Will the Costes brothers ever take a break? Jean-Louis and Gilbert Costes, the restaurateurs behind fashion hangouts Cafe Marly, the Hotel Costes, Georges and L’Avenue, have just opened L’Esplanade at 52 Rue Fabert, near Les Invalides.
But don’t look for a wild departure from the Costes signature style. Interior decorator Jacques Garcia added a Napoleon III touch, and the menu is a page out of any Costes eatery. Still, it has the easy charm the Costeses are so good at delivering and has already become a trendy destination for the fashion crowd.
Meanwhile, the Costeses have several projects on their plate. In September, they will open the Prince Murat restaurant near the Porte d’Auteuil, again decorated by Garcia, and soon thereafter will open a bakery featuring goodies from their restaurants’ head pastry chef, Stephan Seko.
They have also sealed a deal for a new hotel in the funky Marais district that will open in two years. Located at the corner of Rue Pastourelle and Rue Charlot, it will have 50 suites and, although it is housed in an 18th-century hotel particulier, Garcia will try his hand at a “modernist” decor. Finally, the K Palace, the Costes-owned hotel near the Eiffel Tower, will be renovated and ready to reopen by early 2001.

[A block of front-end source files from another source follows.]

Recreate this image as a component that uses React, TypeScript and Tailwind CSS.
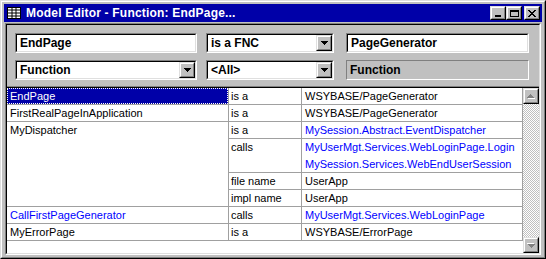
import React from 'react';

type Cell = { text: string; blue?: boolean };

interface Row {
  name?: Cell;
  span?: number;
  rel: string;
  targets: Cell[];
}

const rows: Row[] = [
  { name: { text: 'EndPage' }, rel: 'is a', targets: [{ text: 'WSYBASE/PageGenerator' }] },
  { name: { text: 'FirstRealPageInApplication' }, rel: 'is a', targets: [{ text: 'WSYBASE/PageGenerator' }] },
  { name: { text: 'MyDispatcher' }, span: 4, rel: 'is a', targets: [{ text: 'MySession.Abstract.EventDispatcher', blue: true }] },
  {
    rel: 'calls',
    targets: [
      { text: 'MyUserMgt.Services.WebLoginPage.Login', blue: true },
      { text: 'MySession.Services.WebEndUserSession', blue: true },
    ],
  },
  { rel: 'file name', targets: [{ text: 'UserApp' }] },
  { rel: 'impl name', targets: [{ text: 'UserApp' }] },
  { name: { text: 'CallFirstPageGenerator', blue: true }, rel: 'calls', targets: [{ text: 'MyUserMgt.Services.WebLoginPage', blue: true }] },
  { name: { text: 'MyErrorPage' }, rel: 'is a', targets: [{ text: 'WSYBASE/ErrorPage' }] },
];

const Sunken: React.FC<{ className?: string; children: React.ReactNode }> = ({ className = '', children }) => (
  <div className={`border border-t-[#808080] border-l-[#808080] border-r-white border-b-white ${className}`}>
    <div className="h-full border border-t-black border-l-black border-r-[#dfdfdf] border-b-[#dfdfdf]">{children}</div>
  </div>
);

const Raised: React.FC<{ className?: string; children?: React.ReactNode }> = ({ className = '', children }) => (
  <div className={`border border-t-[#dfdfdf] border-l-[#dfdfdf] border-r-black border-b-black ${className}`}>
    <div className="h-full bg-[#c0c0c0] border border-t-white border-l-white border-r-[#808080] border-b-[#808080] flex items-center justify-center">
      {children}
    </div>
  </div>
);

const DownArrow = () => (
  <svg width="7" height="4" viewBox="0 0 7 4">
    <path d="M0 0h7v1H0zM1 1h5v1H1zM2 2h3v1H2zM3 3h1v1H3z" fill="#000" />
  </svg>
);

const TextBox: React.FC<{ width: string; text: string }> = ({ width, text }) => (
  <Sunken className={`${width} h-[20px]`}>
    <div className="h-full bg-white pl-[3px] flex items-center text-[12px] font-bold text-black">{text}</div>
  </Sunken>
);

const Combo: React.FC<{ width: string; text: string }> = ({ width, text }) => (
  <Sunken className={`${width} h-[20px]`}>
    <div className="h-full bg-white flex items-center">
      <span className="flex-1 pl-[3px] text-[12px] font-bold text-black">{text}</span>
      <Raised className="w-[16px] h-[16px]">
        <DownArrow />
      </Raised>
    </div>
  </Sunken>
);

const TitleButton: React.FC<{ kind: 'min' | 'max' | 'close' }> = ({ kind }) => (
  <Raised className="w-[16px] h-[14px]">
    <svg width="9" height="7" viewBox="0 0 9 7" className="mt-[1px]">
      {kind === 'min' && <path d="M1 5h6v2H1z" fill="#000" />}
      {kind === 'max' && <path d="M0 0h9v2H0zM0 0h1v7H0zM8 0h1v7H8zM0 6h9v1H0z" fill="#000" />}
      {kind === 'close' && (
        <path
          d="M0 0h2v1H0zM6 0h2v1H6zM1 1h2v1H1zM5 1h2v1H5zM2 2h4v1H2zM3 3h2v1H3zM2 4h4v1H2zM1 5h2v1H1zM5 5h2v1H5zM0 6h2v1H0zM6 6h2v1H6z"
          fill="#000"
        />
      )}
    </svg>
  </Raised>
);

const TableIcon = () => (
  <svg width="14" height="12" viewBox="0 0 14 12">
    <rect x="0.5" y="0.5" width="13" height="11" fill="#fff" stroke="#000" />
    <path d="M1 3h12M1 6h12M1 9h12M5 1v10M9 1v10" stroke="#000" strokeWidth="1" />
  </svg>
);

const ScrollButton = ({ down }: { down?: boolean }) => (
  <Raised className="w-[16px] h-[16px]">
    <svg width="8" height="5" viewBox="0 0 8 5" className={down ? 'rotate-180' : ''}>
      <path d="M3 0h1v1H3zM2 1h3v1H2zM1 2h5v1H1zM0 3h7v1H0z" fill="#808080" />
      <path d="M1 4h7v1H1z" fill="#fff" />
    </svg>
  </Raised>
);

const Text: React.FC<{ cell: Cell; className?: string }> = ({ cell, className = '' }) => (
  <div className={`leading-[17px] whitespace-nowrap ${cell.blue ? 'text-[#0000ff]' : 'text-black'} ${className}`}>{cell.text}</div>
);

export default function App() {
  return (
    <div className="w-[546px] h-[259px] bg-[#c0c0c0] border border-t-[#dfdfdf] border-l-[#dfdfdf] border-r-black border-b-black font-['Liberation_Sans',Arial,sans-serif]">
      <div className="h-full border border-t-white border-l-white border-r-[#808080] border-b-[#808080] p-[2px] flex flex-col">
        {/* title bar */}
        <div className="h-[18px] bg-[#0000a8] flex items-center pl-[3px] pr-[2px] shrink-0">
          <TableIcon />
          <span className="ml-[5px] text-white text-[12px] font-bold tracking-[0.2px]">Model Editor - Function: EndPage...</span>
          <div className="ml-auto flex items-center">
            <TitleButton kind="min" />
            <TitleButton kind="max" />
            <div className="w-[2px]" />
            <TitleButton kind="close" />
          </div>
        </div>

        {/* client */}
        <Sunken className="mt-[1px] mx-[1px] flex-1">
          <div className="h-full flex flex-col">
            <div className="pt-[8px] pl-[8px] flex flex-col gap-[7px]">
              <div className="flex">
                <TextBox width="w-[182px]" text="EndPage" />
                <Combo width="w-[128px] ml-[9px]" text="is a FNC" />
                <TextBox width="w-[183px] ml-[12px]" text="PageGenerator" />
              </div>
              <div className="flex">
                <Combo width="w-[182px]" text="Function" />
                <Combo width="w-[128px] ml-[9px]" text="<All>" />
                <div className="w-[183px] ml-[12px] h-[20px] border border-t-[#808080] border-l-[#808080] border-r-white border-b-white pl-[3px] flex items-center text-[12px] font-bold text-black">
                  Function
                </div>
              </div>
            </div>

            {/* grid */}
            <div className="mt-[6px] flex-1 border-t border-t-[#808080] flex flex-col">
              <div className="flex-1 border-t border-t-black bg-white flex text-[11px]">
                <div className="w-[516px] grid grid-cols-[222px_73px_221px] grid-rows-[17px_17px_17px_34px_17px_17px_17px_17px] content-start">
                  {rows.map((r, i) => (
                    <React.Fragment key={i}>
                      {r.name && (
                        <div
                          className={`border-r border-b border-[#a0a0a0] ${r.span === 4 ? 'row-span-4' : ''} ${i === 0 ? 'p-0' : 'pl-[3px]'}`}
                        >
                          {i === 0 ? (
                            <div className="h-full bg-[#0000a8] border border-dotted border-white pl-[2px]">
                              <div className="leading-[15px] text-white">{r.name.text}</div>
                            </div>
                          ) : (
                            <Text cell={r.name} />
                          )}
                        </div>
                      )}
                      <div className="border-r border-b border-[#a0a0a0] pl-[2px]">
                        <Text cell={{ text: r.rel }} />
                      </div>
                      <div className="border-r border-b border-[#a0a0a0] pl-[3px]">
                        {r.targets.map((t, j) => (
                          <Text key={j} cell={t} />
                        ))}
                      </div>
                    </React.Fragment>
                  ))}
                </div>
                <div className="w-[16px] flex flex-col bg-[repeating-conic-gradient(#c0c0c0_0_25%,#ffffff_0_50%)] bg-size-[2px_2px]">
                  <ScrollButton />
                  <div className="flex-1" />
                  <ScrollButton down />
                </div>
              </div>
            </div>
          </div>
        </Sunken>
      </div>
    </div>
  );
}
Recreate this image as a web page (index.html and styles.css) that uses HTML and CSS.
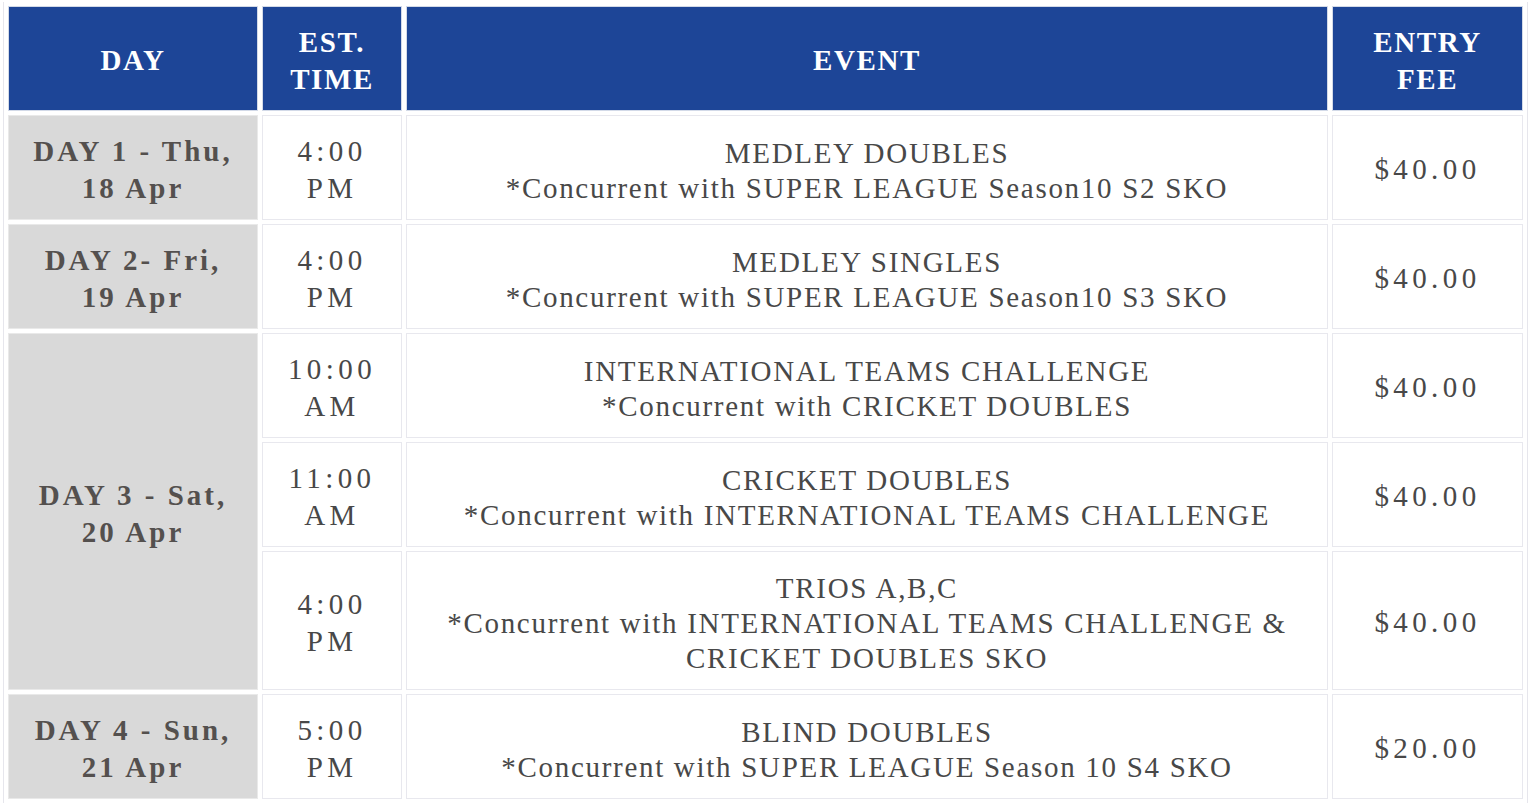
FILE: index.html
```html
<!DOCTYPE html>
<html lang="en">
<head>
<meta charset="utf-8">
<title>Schedule</title>
<link rel="stylesheet" href="styles.css">
</head>
<body>
<table class="schedule">
  <colgroup>
    <col class="c-day">
    <col class="c-time">
    <col class="c-event">
    <col class="c-fee">
  </colgroup>
  <thead>
    <tr>
      <th class="h-day">DAY</th>
      <th class="h-time">EST.<br>TIME</th>
      <th class="h-event">EVENT</th>
      <th class="h-fee">ENTRY<br>FEE</th>
    </tr>
  </thead>
  <tbody>
    <tr>
      <td class="day">DAY 1 - Thu,<br>18 Apr</td>
      <td class="time">4:00<br>PM</td>
      <td class="event">MEDLEY DOUBLES<br>*Concurrent with SUPER LEAGUE Season10 S2 SKO</td>
      <td class="fee">$40.00</td>
    </tr>
    <tr>
      <td class="day">DAY 2- Fri,<br>19 Apr</td>
      <td class="time">4:00<br>PM</td>
      <td class="event">MEDLEY SINGLES<br>*Concurrent with SUPER LEAGUE Season10 S3 SKO</td>
      <td class="fee">$40.00</td>
    </tr>
    <tr>
      <td class="day" rowspan="3">DAY 3 - Sat,<br>20 Apr</td>
      <td class="time">10:00<br>AM</td>
      <td class="event">INTERNATIONAL TEAMS CHALLENGE<br>*Concurrent with CRICKET DOUBLES</td>
      <td class="fee">$40.00</td>
    </tr>
    <tr>
      <td class="time">11:00<br>AM</td>
      <td class="event">CRICKET DOUBLES<br>*Concurrent with INTERNATIONAL TEAMS CHALLENGE</td>
      <td class="fee">$40.00</td>
    </tr>
    <tr>
      <td class="time">4:00<br>PM</td>
      <td class="event">TRIOS A,B,C<br>*Concurrent with INTERNATIONAL TEAMS CHALLENGE &amp;<br>CRICKET DOUBLES SKO</td>
      <td class="fee">$40.00</td>
    </tr>
    <tr>
      <td class="day">DAY 4 - Sun,<br>21 Apr</td>
      <td class="time">5:00<br>PM</td>
      <td class="event">BLIND DOUBLES<br>*Concurrent with SUPER LEAGUE Season 10 S4 SKO</td>
      <td class="fee">$20.00</td>
    </tr>
  </tbody>
</table>
</body>
</html>
```

FILE: styles.css
```css
html, body {
  margin: 0;
  padding: 0;
  background: #ffffff;
}

body {
  padding: 2px 0 0 3px;
  font-family: "Liberation Serif", "Times New Roman", serif;
  font-size: 29px;
  color: #484848;
}

.schedule {
  width: 1525px;
  table-layout: fixed;
  border-collapse: separate;
  border-spacing: 4px;
  border-left: 1px solid #e6e6ec;
  border-right: 1px solid #e6e6ec;
}

.c-day { width: 250px; }
.c-time { width: 140px; }
.c-event { width: 922px; }
.c-fee { width: 191px; }

.schedule th,
.schedule td {
  box-sizing: border-box;
  border: 1px solid #e8e8ee;
  padding: 17px 4px 13px;
  text-align: center;
  vertical-align: middle;
  line-height: 36.5px;
}

.schedule th {
  background: #1d4597;
  border-color: #d3dae8;
  color: #ffffff;
  font-weight: bold;
  letter-spacing: 1.6px;
}

.schedule .day {
  background: #d9d9d9;
  border-color: #e9e9e9;
  color: #54504e;
  font-weight: bold;
  letter-spacing: 3px;
}

.schedule .time {
  background: #ffffff;
  letter-spacing: 4.4px;
}

.schedule .event {
  background: #ffffff;
  letter-spacing: 1.7px;
  line-height: 35px;
  padding-top: 19px;
  padding-bottom: 13px;
}

.schedule .fee {
  background: #ffffff;
  letter-spacing: 4.4px;
}
```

Swatch wants to shake up the Place Vendome, home to some of the world’s most prestigious luxury jewelers.
Known for its whimsical watches at democratic prices, Swatch opened a cozy shop in the central Paris square late last month. Trying to give the store extra allure, the firm has designed a line of watches that will be available exclusively at the address.
“We think modern luxury is more about creativity and exclusivity than just a heavy price tag,” said Swatch president Nicolas Hayek Jr., who presided over the opening fete.